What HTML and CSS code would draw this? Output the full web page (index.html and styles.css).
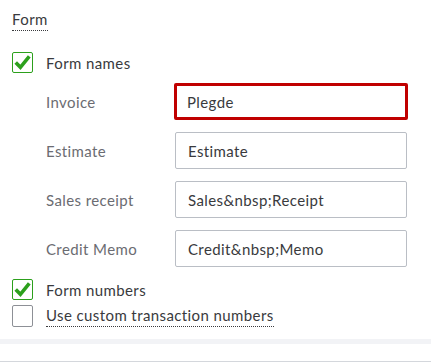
FILE: index.html
```html
<!DOCTYPE html>
<html lang="en">
<head>
  <meta charset="UTF-8" />
  <title>Form settings</title>
  <link rel="stylesheet" href="styles.css">
</head>
<body>
  <div class="panel">
    <div class="section-title"><span class="dotted">Form</span></div>

    <div class="check-row names-row">
      <span class="box checked">
        <svg viewBox="0 0 21 21" width="21" height="21"><path d="M3 10.5 L8.2 15.8 L18 3.8" fill="none" stroke="#2ca01c" stroke-width="4" stroke-linejoin="miter"/></svg>
      </span>
      <span class="check-label">Form names</span>
    </div>

    <div class="field-list">
      <div class="field">
        <span class="field-label">Invoice</span>
        <div class="input error">Plegde</div>
      </div>
      <div class="field">
        <span class="field-label">Estimate</span>
        <div class="input">Estimate</div>
      </div>
      <div class="field">
        <span class="field-label">Sales receipt</span>
        <div class="input">Sales&amp;nbsp;Receipt</div>
      </div>
      <div class="field">
        <span class="field-label">Credit Memo</span>
        <div class="input">Credit&amp;nbsp;Memo</div>
      </div>
    </div>

    <div class="check-row numbers-row">
      <span class="box checked">
        <svg viewBox="0 0 21 21" width="21" height="21"><path d="M3 10.5 L8.2 15.8 L18 3.8" fill="none" stroke="#2ca01c" stroke-width="4" stroke-linejoin="miter"/></svg>
      </span>
      <span class="check-label">Form numbers</span>
    </div>
    <div class="check-row custom-row">
      <span class="box"></span>
      <span class="check-label dotted">Use custom transaction numbers</span>
    </div>
  </div>

  <div class="band"></div>
  <div class="ruler">
    <span></span><span></span><span></span><span></span><span></span><span></span><span></span>
  </div>
</body>
</html>
```

FILE: styles.css
```css
body {
  margin: 0;
  font-family: Lato, 'Noto Sans', sans-serif;
  font-size: 15px;
  color: #393a3d;
  background: #fff;
  width: 431px;
  height: 362px;
  overflow: hidden;
}

.panel {
  padding: 9px 0 0 12px;
}

.dotted {
  border-bottom: 1px dotted #393a3d;
  padding-bottom: 2px;
}

.section-title {
  line-height: 20px;
  height: 20px;
  letter-spacing: 0.4px;
}

.check-row {
  display: flex;
  align-items: center;
  gap: 13px;
}

.names-row {
  margin-top: 23px;
}

.box {
  width: 19px;
  height: 19px;
  border: 1px solid #8d9096;
  border-radius: 2px;
  flex: none;
  display: flex;
  align-items: center;
  justify-content: center;
}

.box.checked {
  border-color: #2ca01c;
}

.box svg {
  width: 19px;
  height: 19px;
}

.check-label {
  line-height: 18px;
  letter-spacing: 0.4px;
}

.field-list {
  display: flex;
  flex-direction: column;
  gap: 12px;
  margin-top: 10px;
  padding-left: 34px;
}

.field {
  display: flex;
  align-items: center;
}

.field-label {
  width: 129px;
  line-height: 18px;
  color: #6b6c72;
  letter-spacing: 0.4px;
}

.input {
  box-sizing: border-box;
  width: 232px;
  height: 37px;
  border: 1px solid #babec5;
  border-radius: 2px;
  padding: 0 12px;
  display: flex;
  align-items: center;
  letter-spacing: 0.4px;
}

.input.error {
  width: 234px;
  margin-left: -1px;
  border: 3px solid #c00000;
  padding-left: 10px;
}

.numbers-row {
  margin-top: 12px;
}

.custom-row {
  margin-top: 5px;
}

.custom-row .box {
  height: 20px;
}

.band {
  height: 5px;
  margin-top: 12px;
  background: #f2f3f6;
}

.ruler {
  margin-top: 6px;
  height: 11px;
  border-bottom: 1px solid #d4d7dc;
  display: flex;
  padding-left: 57px;
  gap: 63px;
}

.ruler span {
  width: 1px;
  background: #d4d7dc;
}
```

◆ ◆ ◆ ◆

__The exercise__: What is needed is an exact reproduction of the data, pictures excluded.

__Answer for the task__:
What HTML and CSS code would draw this? Output the full web page (index.html and styles.css).
FILE: index.html
```html
<!DOCTYPE html>
<html lang="en">
<head>
  <meta charset="UTF-8" />
  <title>Form settings</title>
  <link rel="stylesheet" href="styles.css">
</head>
<body>
  <div class="panel">
    <div class="section-title"><span class="dotted">Form</span></div>

    <div class="check-row names-row">
      <span class="box checked">
        <svg viewBox="0 0 21 21" width="21" height="21"><path d="M3 10.5 L8.2 15.8 L18 3.8" fill="none" stroke="#2ca01c" stroke-width="4" stroke-linejoin="miter"/></svg>
      </span>
      <span class="check-label">Form names</span>
    </div>

    <div class="field-list">
      <div class="field">
        <span class="field-label">Invoice</span>
        <div class="input error">Plegde</div>
      </div>
      <div class="field">
        <span class="field-label">Estimate</span>
        <div class="input">Estimate</div>
      </div>
      <div class="field">
        <span class="field-label">Sales receipt</span>
        <div class="input">Sales&amp;nbsp;Receipt</div>
      </div>
      <div class="field">
        <span class="field-label">Credit Memo</span>
        <div class="input">Credit&amp;nbsp;Memo</div>
      </div>
    </div>

    <div class="check-row numbers-row">
      <span class="box checked">
        <svg viewBox="0 0 21 21" width="21" height="21"><path d="M3 10.5 L8.2 15.8 L18 3.8" fill="none" stroke="#2ca01c" stroke-width="4" stroke-linejoin="miter"/></svg>
      </span>
      <span class="check-label">Form numbers</span>
    </div>
    <div class="check-row custom-row">
      <span class="box"></span>
      <span class="check-label dotted">Use custom transaction numbers</span>
    </div>
  </div>

  <div class="band"></div>
  <div class="ruler">
    <span></span><span></span><span></span><span></span><span></span><span></span><span></span>
  </div>
</body>
</html>
```

FILE: styles.css
```css
body {
  margin: 0;
  font-family: Lato, 'Noto Sans', sans-serif;
  font-size: 15px;
  color: #393a3d;
  background: #fff;
  width: 431px;
  height: 362px;
  overflow: hidden;
}

.panel {
  padding: 9px 0 0 12px;
}

.dotted {
  border-bottom: 1px dotted #393a3d;
  padding-bottom: 2px;
}

.section-title {
  line-height: 20px;
  height: 20px;
  letter-spacing: 0.4px;
}

.check-row {
  display: flex;
  align-items: center;
  gap: 13px;
}

.names-row {
  margin-top: 23px;
}

.box {
  width: 19px;
  height: 19px;
  border: 1px solid #8d9096;
  border-radius: 2px;
  flex: none;
  display: flex;
  align-items: center;
  justify-content: center;
}

.box.checked {
  border-color: #2ca01c;
}

.box svg {
  width: 19px;
  height: 19px;
}

.check-label {
  line-height: 18px;
  letter-spacing: 0.4px;
}

.field-list {
  display: flex;
  flex-direction: column;
  gap: 12px;
  margin-top: 10px;
  padding-left: 34px;
}

.field {
  display: flex;
  align-items: center;
}

.field-label {
  width: 129px;
  line-height: 18px;
  color: #6b6c72;
  letter-spacing: 0.4px;
}

.input {
  box-sizing: border-box;
  width: 232px;
  height: 37px;
  border: 1px solid #babec5;
  border-radius: 2px;
  padding: 0 12px;
  display: flex;
  align-items: center;
  letter-spacing: 0.4px;
}

.input.error {
  width: 234px;
  margin-left: -1px;
  border: 3px solid #c00000;
  padding-left: 10px;
}

.numbers-row {
  margin-top: 12px;
}

.custom-row {
  margin-top: 5px;
}

.custom-row .box {
  height: 20px;
}

.band {
  height: 5px;
  margin-top: 12px;
  background: #f2f3f6;
}

.ruler {
  margin-top: 6px;
  height: 11px;
  border-bottom: 1px solid #d4d7dc;
  display: flex;
  padding-left: 57px;
  gap: 63px;
}

.ruler span {
  width: 1px;
  background: #d4d7dc;
}
```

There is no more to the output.